Usage#
Word error rate#
The most simple use-case is computing the word error rate between two strings:
from jiwer import wer
reference = "hello world"
hypothesis = "hello duck"
error = wer(reference, hypothesis)
Similarly, to get other measures:
import jiwer
reference = "hello world"
hypothesis = "hello duck"
wer = jiwer.wer(reference, hypothesis)
mer = jiwer.mer(reference, hypothesis)
wil = jiwer.wil(reference, hypothesis)
# faster, because `process_words` only needs to perform the heavy lifting once:
output = jiwer.process_words(reference, hypothesis)
wer = output.wer
mer = output.mer
wil = output.wil
You can also compute the WER over multiple sentences:
from jiwer import wer
reference = ["hello world", "i like monthy python"]

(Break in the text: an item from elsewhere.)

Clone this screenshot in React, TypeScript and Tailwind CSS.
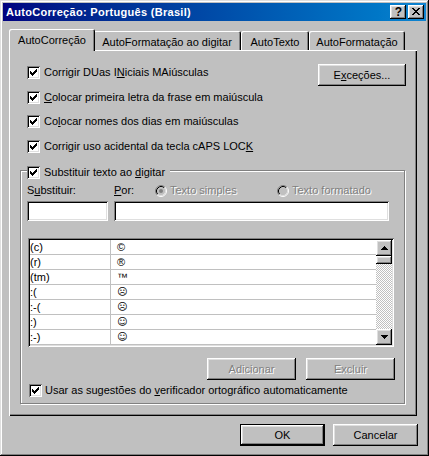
import React from "react";

const raised =
  "shadow-[inset_-1px_-1px_0_#000,inset_1px_1px_0_#fff,inset_-2px_-2px_0_#808080,inset_2px_2px_0_#dfdfdf]";
const sunken =
  "shadow-[inset_1px_1px_0_#808080,inset_-1px_-1px_0_#fff,inset_2px_2px_0_#000,inset_-2px_-2px_0_#dfdfdf]";

function Check() {
  return (
    <span className={`w-[13px] h-[13px] shrink-0 bg-white flex items-center justify-center ${sunken}`}>
      <svg width="7" height="7" viewBox="0 0 7 7" shapeRendering="crispEdges">
        <rect x="6" y="0" width="1" height="1" fill="#000" />
        <rect x="5" y="1" width="2" height="1" fill="#000" />
        <rect x="0" y="2" width="1" height="1" fill="#000" />
        <rect x="4" y="2" width="3" height="1" fill="#000" />
        <rect x="0" y="3" width="2" height="1" fill="#000" />
        <rect x="3" y="3" width="3" height="1" fill="#000" />
        <rect x="0" y="4" width="5" height="1" fill="#000" />
        <rect x="1" y="5" width="3" height="1" fill="#000" />
        <rect x="2" y="6" width="1" height="1" fill="#000" />
      </svg>
    </span>
  );
}

function Radio({ dot }: { dot?: boolean }) {
  return (
    <svg width="12" height="12" viewBox="0 0 12 12" className="shrink-0">
      <circle cx="6" cy="6" r="5" fill="#c0c0c0" />
      <path d="M2.11 9.89 A5.5 5.5 0 0 1 9.89 2.11" fill="none" stroke="#808080" strokeWidth="1" />
      <path d="M9.89 2.11 A5.5 5.5 0 0 1 2.11 9.89" fill="none" stroke="#fff" strokeWidth="1" />
      <path d="M2.82 9.18 A4.5 4.5 0 0 1 9.18 2.82" fill="none" stroke="#000" strokeWidth="1" />
      <path d="M9.18 2.82 A4.5 4.5 0 0 1 2.82 9.18" fill="none" stroke="#dfdfdf" strokeWidth="1" />
      {dot && <circle cx="6" cy="6" r="2" fill="#808080" />}
    </svg>
  );
}

function CheckRow({ children, className = "" }: { children: React.ReactNode; className?: string }) {
  return (
    <div className={`flex items-center h-[13px] gap-[4px] whitespace-nowrap ${className}`}>
      <Check />
      <span>{children}</span>
    </div>
  );
}

function Arrow({ down }: { down?: boolean }) {
  return (
    <svg width="7" height="4" viewBox="0 0 7 4" shapeRendering="crispEdges">
      {down ? (
        <>
          <rect x="0" y="0" width="7" height="1" fill="#000" />
          <rect x="1" y="1" width="5" height="1" fill="#000" />
          <rect x="2" y="2" width="3" height="1" fill="#000" />
          <rect x="3" y="3" width="1" height="1" fill="#000" />
        </>
      ) : (
        <>
          <rect x="3" y="0" width="1" height="1" fill="#000" />
          <rect x="2" y="1" width="3" height="1" fill="#000" />
          <rect x="1" y="2" width="5" height="1" fill="#000" />
          <rect x="0" y="3" width="7" height="1" fill="#000" />
        </>
      )}
    </svg>
  );
}

const rows: [string, string, boolean][] = [
  ["(c)", "©", false],
  ["(r)", "®", false],
  ["(tm)", "™", false],
  [":(", "☹", true],
  [":-(", "☹", true],
  [":)", "☺", true],
  [":-)", "☺", true],
];

export default function App() {
  return (
    <div
      className={`w-[429px] h-[456px] bg-[#c0c0c0] p-[3px] flex flex-col font-['Liberation_Sans',Arial,sans-serif] text-[11px] leading-[13px] text-black select-none shadow-[inset_-1px_-1px_0_#000,inset_1px_1px_0_#dfdfdf,inset_-2px_-2px_0_#808080,inset_2px_2px_0_#fff]`}
    >
      {/* Title bar */}
      <div className="h-[18px] shrink-0 flex items-center bg-gradient-to-r from-[#000080] to-[#1084d0] pl-[3px] pr-[2px]">
        <span className="flex-1 font-bold text-white leading-[18px] tracking-[0.3px] whitespace-nowrap">
          AutoCorreção: Português (Brasil)
        </span>
        <div className="flex gap-[2px]">
          <div className={`w-[16px] h-[14px] bg-[#c0c0c0] flex items-center justify-center ${raised}`}>
            <span className="font-bold text-[12px] leading-none pl-[1px]">?</span>
          </div>
          <div className={`w-[16px] h-[14px] bg-[#c0c0c0] flex items-center justify-center ${raised}`}>
            <svg width="8" height="7" viewBox="0 0 8 7" shapeRendering="crispEdges" className="ml-[-1px] mt-[-1px]">
              <rect x="0" y="0" width="2" height="1" fill="#000" />
              <rect x="6" y="0" width="2" height="1" fill="#000" />
              <rect x="1" y="1" width="2" height="1" fill="#000" />
              <rect x="5" y="1" width="2" height="1" fill="#000" />
              <rect x="2" y="2" width="4" height="1" fill="#000" />
              <rect x="3" y="3" width="2" height="1" fill="#000" />
              <rect x="2" y="4" width="4" height="1" fill="#000" />
              <rect x="1" y="5" width="2" height="1" fill="#000" />
              <rect x="5" y="5" width="2" height="1" fill="#000" />
              <rect x="0" y="6" width="2" height="1" fill="#000" />
              <rect x="6" y="6" width="2" height="1" fill="#000" />
            </svg>
          </div>
        </div>
      </div>

      {/* Tabs */}
      <div className="mt-[8px] ml-[6px] flex items-end h-[22px] -mb-[1px] relative z-10 whitespace-nowrap">
        <div className="w-[86px] h-[22px] mr-[-2px] relative z-10 bg-[#c0c0c0] text-center pt-[5px] rounded-t-[2px] shadow-[inset_1px_1px_0_#fff,inset_-1px_0_0_#000,inset_-2px_0_0_#808080]">
          AutoCorreção
        </div>
        <div className="w-[148px] h-[19px] mb-[1px] bg-[#c0c0c0] text-center pt-[5px] rounded-t-[2px] shadow-[inset_1px_1px_0_#fff,inset_-1px_0_0_#000,inset_-2px_0_0_#808080]">
          AutoFormatação ao digitar
        </div>
        <div className="w-[68px] h-[19px] mb-[1px] bg-[#c0c0c0] text-center pt-[5px] rounded-t-[2px] shadow-[inset_1px_1px_0_#fff,inset_-1px_0_0_#000,inset_-2px_0_0_#808080]">
          AutoTexto
        </div>
        <div className="w-[96px] h-[19px] mb-[1px] bg-[#c0c0c0] text-center pt-[5px] rounded-t-[2px] shadow-[inset_1px_1px_0_#fff,inset_-1px_0_0_#000,inset_-2px_0_0_#808080]">
          AutoFormatação
        </div>
      </div>

      {/* Panel */}
      <div className="w-[408px] h-[366px] ml-[6px] bg-[#c0c0c0] flex flex-col shrink-0 shadow-[inset_1px_1px_0_#fff,inset_-1px_-1px_0_#000,inset_-2px_-2px_0_#808080]">
        <div className="flex mt-[14px] pl-[18px] pr-[11px]">
          <div className="flex flex-col pt-[2px]">
            <CheckRow>
              Corrigir DUas I<span className="underline underline-offset-[1px]">N</span>iciais MAiúsculas
            </CheckRow>
            <CheckRow className="mt-[12px]">
              <span className="underline underline-offset-[1px]">C</span>olocar primeira letra da frase em maiúscula
            </CheckRow>
            <CheckRow className="mt-[11px]">
              Co<span className="underline underline-offset-[1px]">l</span>ocar nomes dos dias em maiúsculas
            </CheckRow>
            <CheckRow className="mt-[12px]">
              Corrigir uso acidental da tecla cAPS LOC<span className="underline underline-offset-[1px]">K</span>
            </CheckRow>
          </div>
          <div className={`ml-auto w-[88px] h-[22px] flex items-center justify-center ${raised}`}>
            <span>
              E<span className="underline underline-offset-[1px]">x</span>ceções...
            </span>
          </div>
        </div>

        {/* Group box */}
        <div className="mt-[17px] ml-[11px] w-[385px] flex flex-col border border-[#808080] pb-[6px] shadow-[inset_1px_1px_0_#fff,1px_1px_0_#fff]">
          <div className="-mt-[5px] ml-[6px] self-start flex items-center gap-[4px] pr-[5px] bg-[#c0c0c0] h-[13px] whitespace-nowrap">
            <Check />
            <span>
              Substituir texto ao <span className="underline underline-offset-[1px]">d</span>igitar
            </span>
          </div>

          <div className="mt-[5px] flex items-center h-[13px] pl-[6px] whitespace-nowrap">
            <span className="w-[87px]">
              S<span className="underline underline-offset-[1px]">u</span>bstituir:
            </span>
            <span className="w-[41px]">
              <span className="underline underline-offset-[1px]">P</span>or:
            </span>
            <div className="w-[122px] flex items-center gap-[3px]">
              <Radio dot />
              <span className="text-[#808080] [text-shadow:1px_1px_0_#fff]">Texto simples</span>
            </div>
            <div className="flex items-center gap-[3px]">
              <Radio />
              <span className="text-[#808080] [text-shadow:1px_1px_0_#fff]">Texto formatado</span>
            </div>
          </div>

          <div className="mt-[4px] flex gap-[6px] pl-[6px]">
            <div className={`w-[81px] h-[20px] bg-white ${sunken}`} />
            <div className={`w-[275px] h-[20px] bg-white ${sunken}`} />
          </div>

          <div className={`mt-[17px] ml-[7px] w-[366px] h-[109px] bg-white p-[2px] flex ${sunken}`}>
            <div className="flex-1 flex flex-col">
              {rows.map(([a, b, emo], i) => (
                <div key={i} className="flex h-[15px] border-b border-[#c0c0c0]">
                  <div className="w-[81px] border-r border-[#c0c0c0] leading-[14px] whitespace-nowrap">{a}</div>
                  <div
                    className={
                      emo
                        ? "pl-[6px] leading-[14px] text-[10px] font-['DejaVu_Sans',sans-serif]"
                        : "pl-[6px] leading-[14px]"
                    }
                  >
                    {b}
                  </div>
                </div>
              ))}
            </div>
            <div className="w-[16px] flex flex-col">
              <div className={`h-[16px] bg-[#c0c0c0] flex items-center justify-center ${raised}`}>
                <Arrow />
              </div>
              <div className={`h-[8px] bg-[#c0c0c0] ${raised}`} />
              <div className="flex-1 bg-[conic-gradient(#fff_25%,#c0c0c0_0_50%,#fff_0_75%,#c0c0c0_0)] bg-[length:2px_2px]" />
              <div className={`h-[16px] bg-[#c0c0c0] flex items-center justify-center ${raised}`}>
                <Arrow down />
              </div>
            </div>
          </div>

          <div className="mt-[11px] flex justify-end gap-[10px] pr-[9px]">
            <div className={`w-[89px] h-[22px] flex items-center justify-center ${raised}`}>
              <span className="text-[#808080] [text-shadow:1px_1px_0_#fff]">Adicionar</span>
            </div>
            <div className={`w-[89px] h-[22px] flex items-center justify-center ${raised}`}>
              <span className="text-[#808080] [text-shadow:1px_1px_0_#fff]">Excluir</span>
            </div>
          </div>

          <div className="mt-[4px] ml-[8px] flex items-center gap-[3px] h-[13px] whitespace-nowrap">
            <Check />
            <span>
              Usar as sugestões do <span className="underline underline-offset-[1px]">v</span>erificador ortográfico
              automaticamente
            </span>
          </div>
        </div>
      </div>

      {/* Bottom buttons */}
      <div className="mt-[8px] flex justify-end gap-[8px] pr-[8px]">
        <div className="w-[85px] h-[22px] border border-black">
          <div className={`w-full h-full flex items-center justify-center ${raised}`}>OK</div>
        </div>
        <div className={`w-[85px] h-[22px] flex items-center justify-center ${raised}`}>Cancelar</div>
      </div>
    </div>
  );
}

hypothesis = ["hello duck", "i like python"]
error = wer(reference, hypothesis)
Character error rate#
We also provide the character error rate:
import jiwer
reference = ["i can spell", "i hope"]
hypothesis = ["i kan cpell", "i hop"]
error = jiwer.cer(reference, hypothesis)
# if you also want the alignment
output = jiwer.process_characters(reference, hypothesis)
error = output.cer
Alignment#
With jiwer.process_words
and jiwer.process_characters
, you get the alignment between the reference and hypothesis.
We provide the alignment as a list of AlignmentChunk
objects with attributes type, ref_start_idx, ref_end_idx, hyp_start_idx, hyp_end_idx
, where type
is one of equal
, substitute
, delete
, or insert
.
This looks like the following:
import jiwer
out = jiwer.process_words("short one here", "shoe order one")
print(out.alignments)
# [[[AlignmentChunk(type='insert', ref_start_idx=0, ref_end_idx=0, hyp_start_idx=0, hyp_end_idx=1), ...]]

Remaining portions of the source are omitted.